Rows from a dataset of pages and code
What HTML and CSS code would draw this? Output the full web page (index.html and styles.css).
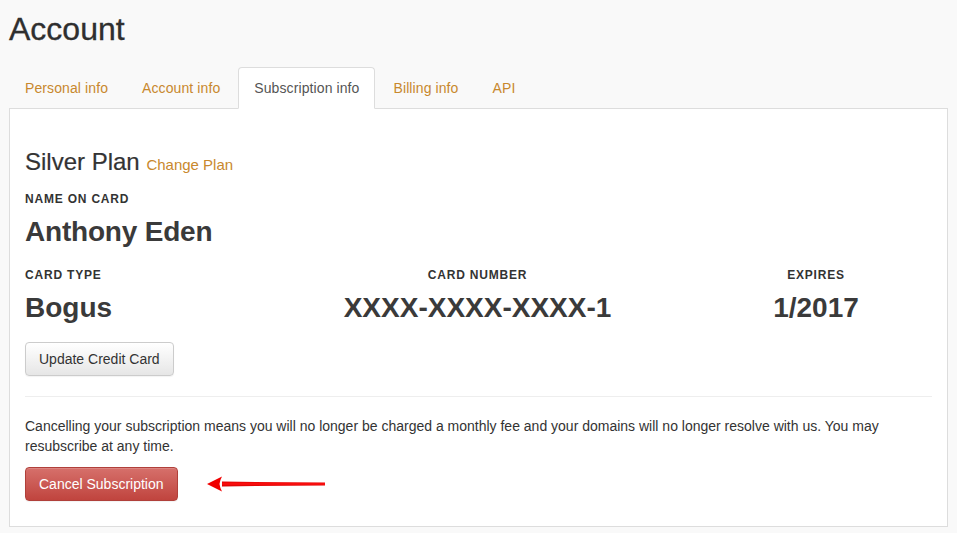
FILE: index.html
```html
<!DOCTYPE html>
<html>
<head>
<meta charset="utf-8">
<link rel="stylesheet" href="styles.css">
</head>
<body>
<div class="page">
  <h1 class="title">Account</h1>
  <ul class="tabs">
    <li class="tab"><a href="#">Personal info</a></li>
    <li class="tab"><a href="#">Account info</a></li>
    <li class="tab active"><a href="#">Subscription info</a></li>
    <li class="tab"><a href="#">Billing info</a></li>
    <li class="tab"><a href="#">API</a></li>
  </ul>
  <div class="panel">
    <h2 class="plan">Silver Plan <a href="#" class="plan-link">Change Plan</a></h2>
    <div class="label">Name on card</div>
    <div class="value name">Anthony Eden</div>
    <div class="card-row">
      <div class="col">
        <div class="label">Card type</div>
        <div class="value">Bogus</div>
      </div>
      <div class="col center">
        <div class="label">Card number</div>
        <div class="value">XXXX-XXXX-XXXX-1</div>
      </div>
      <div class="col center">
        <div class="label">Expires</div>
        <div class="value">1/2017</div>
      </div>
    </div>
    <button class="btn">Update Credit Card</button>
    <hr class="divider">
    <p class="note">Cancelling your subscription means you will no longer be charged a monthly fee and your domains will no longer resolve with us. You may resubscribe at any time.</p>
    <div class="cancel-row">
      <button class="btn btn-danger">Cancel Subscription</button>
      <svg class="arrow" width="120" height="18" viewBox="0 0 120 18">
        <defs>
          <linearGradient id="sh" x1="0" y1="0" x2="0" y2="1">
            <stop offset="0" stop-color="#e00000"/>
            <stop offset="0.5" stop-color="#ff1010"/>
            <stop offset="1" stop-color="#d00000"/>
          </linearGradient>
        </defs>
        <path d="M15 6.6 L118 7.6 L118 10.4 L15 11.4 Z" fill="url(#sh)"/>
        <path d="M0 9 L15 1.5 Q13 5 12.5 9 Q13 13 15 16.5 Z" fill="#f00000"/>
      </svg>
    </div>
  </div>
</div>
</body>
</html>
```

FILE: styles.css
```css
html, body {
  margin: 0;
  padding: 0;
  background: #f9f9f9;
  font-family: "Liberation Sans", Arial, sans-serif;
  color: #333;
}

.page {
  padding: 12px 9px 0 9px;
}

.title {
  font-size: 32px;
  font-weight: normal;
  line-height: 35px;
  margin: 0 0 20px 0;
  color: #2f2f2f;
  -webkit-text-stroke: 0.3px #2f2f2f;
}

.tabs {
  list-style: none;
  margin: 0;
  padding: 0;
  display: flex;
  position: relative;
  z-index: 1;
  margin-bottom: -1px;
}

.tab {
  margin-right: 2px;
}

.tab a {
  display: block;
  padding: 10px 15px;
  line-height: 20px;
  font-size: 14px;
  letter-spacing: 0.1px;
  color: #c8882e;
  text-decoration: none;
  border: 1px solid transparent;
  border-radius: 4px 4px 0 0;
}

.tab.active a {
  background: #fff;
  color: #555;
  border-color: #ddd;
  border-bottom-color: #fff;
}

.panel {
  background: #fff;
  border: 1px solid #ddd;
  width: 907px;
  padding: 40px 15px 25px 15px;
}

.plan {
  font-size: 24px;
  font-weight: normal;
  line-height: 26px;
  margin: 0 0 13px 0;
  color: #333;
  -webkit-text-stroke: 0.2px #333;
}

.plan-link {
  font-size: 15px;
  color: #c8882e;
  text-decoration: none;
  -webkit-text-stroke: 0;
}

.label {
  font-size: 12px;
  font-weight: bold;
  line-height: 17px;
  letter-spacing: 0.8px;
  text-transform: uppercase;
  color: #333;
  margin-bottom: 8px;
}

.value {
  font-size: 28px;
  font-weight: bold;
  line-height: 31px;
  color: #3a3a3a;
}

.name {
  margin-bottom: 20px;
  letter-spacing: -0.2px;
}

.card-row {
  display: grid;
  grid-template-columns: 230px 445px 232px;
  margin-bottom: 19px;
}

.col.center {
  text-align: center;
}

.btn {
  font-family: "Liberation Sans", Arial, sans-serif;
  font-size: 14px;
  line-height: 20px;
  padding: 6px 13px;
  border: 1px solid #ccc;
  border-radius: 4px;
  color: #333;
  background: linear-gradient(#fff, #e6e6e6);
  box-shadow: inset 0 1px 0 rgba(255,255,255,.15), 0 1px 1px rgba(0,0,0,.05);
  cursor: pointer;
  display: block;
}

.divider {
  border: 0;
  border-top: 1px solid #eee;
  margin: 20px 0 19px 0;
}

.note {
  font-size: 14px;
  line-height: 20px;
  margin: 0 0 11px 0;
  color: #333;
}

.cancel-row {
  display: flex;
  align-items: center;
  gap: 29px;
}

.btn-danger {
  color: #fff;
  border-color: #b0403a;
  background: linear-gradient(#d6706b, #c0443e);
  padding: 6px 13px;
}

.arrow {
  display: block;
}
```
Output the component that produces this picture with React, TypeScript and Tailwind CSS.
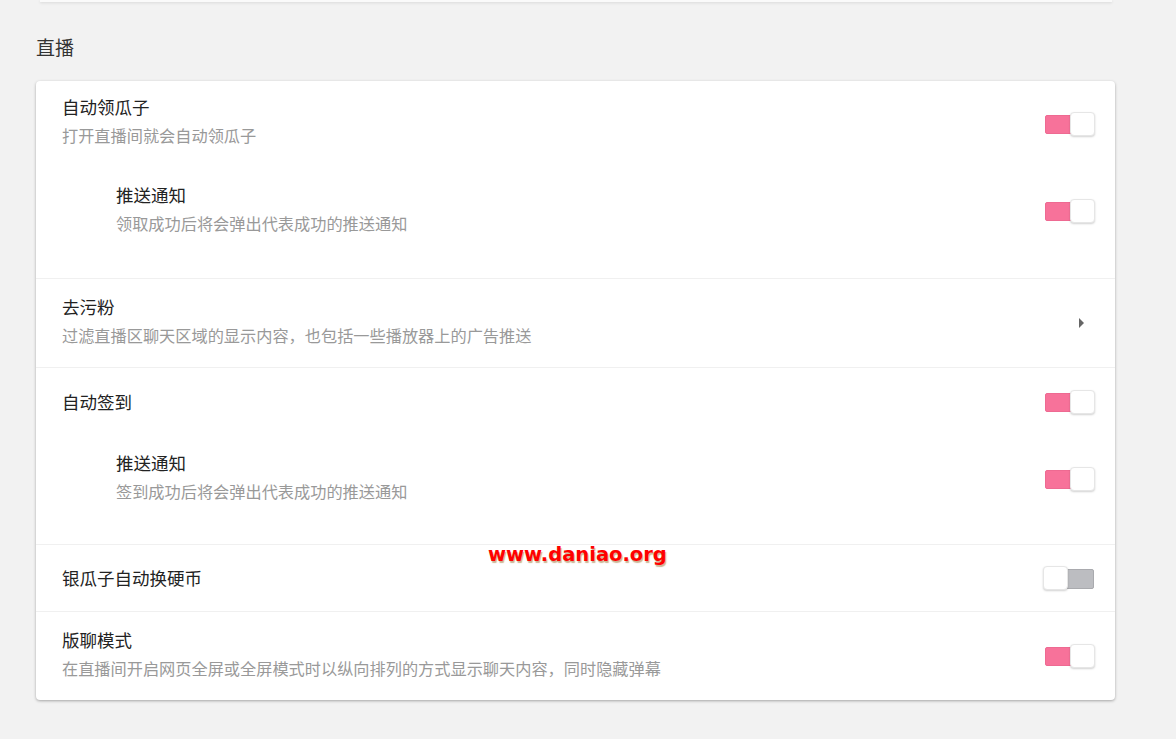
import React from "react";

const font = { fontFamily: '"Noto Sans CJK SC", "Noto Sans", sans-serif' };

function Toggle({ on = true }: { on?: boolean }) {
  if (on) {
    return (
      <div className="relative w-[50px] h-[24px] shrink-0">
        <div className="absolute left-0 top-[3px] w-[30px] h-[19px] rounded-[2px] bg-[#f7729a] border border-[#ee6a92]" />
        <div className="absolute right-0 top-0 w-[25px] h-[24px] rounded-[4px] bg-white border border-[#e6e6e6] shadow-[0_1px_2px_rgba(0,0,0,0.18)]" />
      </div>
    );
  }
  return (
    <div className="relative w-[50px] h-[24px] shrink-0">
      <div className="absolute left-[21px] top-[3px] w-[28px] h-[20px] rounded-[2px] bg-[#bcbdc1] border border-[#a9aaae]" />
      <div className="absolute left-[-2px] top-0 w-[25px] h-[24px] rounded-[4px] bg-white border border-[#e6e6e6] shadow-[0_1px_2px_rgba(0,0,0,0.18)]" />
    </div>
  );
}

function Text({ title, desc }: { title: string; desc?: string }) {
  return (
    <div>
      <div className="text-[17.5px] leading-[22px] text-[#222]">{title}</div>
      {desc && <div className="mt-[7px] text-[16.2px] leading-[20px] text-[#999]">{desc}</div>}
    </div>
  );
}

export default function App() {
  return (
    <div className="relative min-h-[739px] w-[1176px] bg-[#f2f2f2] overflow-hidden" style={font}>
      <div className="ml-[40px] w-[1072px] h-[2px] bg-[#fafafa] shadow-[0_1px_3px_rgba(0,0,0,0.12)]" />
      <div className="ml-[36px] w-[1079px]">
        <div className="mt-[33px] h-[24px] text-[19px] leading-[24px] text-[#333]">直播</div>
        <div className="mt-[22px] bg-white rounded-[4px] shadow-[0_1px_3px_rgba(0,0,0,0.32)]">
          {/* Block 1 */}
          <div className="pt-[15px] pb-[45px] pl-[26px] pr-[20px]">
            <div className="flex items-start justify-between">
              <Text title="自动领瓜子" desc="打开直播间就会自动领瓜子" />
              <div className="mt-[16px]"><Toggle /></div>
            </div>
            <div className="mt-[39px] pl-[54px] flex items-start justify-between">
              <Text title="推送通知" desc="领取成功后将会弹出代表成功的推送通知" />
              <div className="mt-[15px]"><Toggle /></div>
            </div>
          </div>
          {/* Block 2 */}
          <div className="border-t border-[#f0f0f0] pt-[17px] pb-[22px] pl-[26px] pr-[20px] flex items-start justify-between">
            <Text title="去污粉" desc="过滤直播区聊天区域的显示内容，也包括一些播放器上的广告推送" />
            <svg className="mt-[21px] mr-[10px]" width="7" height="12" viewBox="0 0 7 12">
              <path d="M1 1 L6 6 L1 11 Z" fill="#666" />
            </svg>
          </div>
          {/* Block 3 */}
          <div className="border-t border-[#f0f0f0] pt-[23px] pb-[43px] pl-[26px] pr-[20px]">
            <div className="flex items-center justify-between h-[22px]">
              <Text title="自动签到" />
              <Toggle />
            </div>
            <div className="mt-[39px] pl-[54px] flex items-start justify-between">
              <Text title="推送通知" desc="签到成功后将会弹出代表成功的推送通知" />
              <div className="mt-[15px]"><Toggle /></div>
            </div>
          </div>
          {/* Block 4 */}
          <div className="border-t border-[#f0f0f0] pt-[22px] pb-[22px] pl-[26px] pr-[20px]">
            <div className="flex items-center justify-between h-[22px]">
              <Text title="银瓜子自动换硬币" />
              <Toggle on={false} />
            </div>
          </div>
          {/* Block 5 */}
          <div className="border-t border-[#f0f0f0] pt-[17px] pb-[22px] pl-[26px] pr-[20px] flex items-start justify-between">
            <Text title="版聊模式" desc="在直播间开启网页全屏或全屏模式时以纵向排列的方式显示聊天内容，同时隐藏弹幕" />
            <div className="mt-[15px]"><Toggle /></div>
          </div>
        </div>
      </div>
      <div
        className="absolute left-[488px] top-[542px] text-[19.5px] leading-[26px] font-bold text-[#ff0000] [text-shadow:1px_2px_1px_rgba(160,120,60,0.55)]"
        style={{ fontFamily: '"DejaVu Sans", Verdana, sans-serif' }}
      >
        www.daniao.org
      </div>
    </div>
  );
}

→ **SHORT TASK**: Pull out all lines of the data with the string "Output".

→ **FINISHED EXERCISE**:
What HTML and CSS code would draw this? Output the full web page (index.html and styles.css).
Output the component that produces this picture with React, TypeScript and Tailwind CSS.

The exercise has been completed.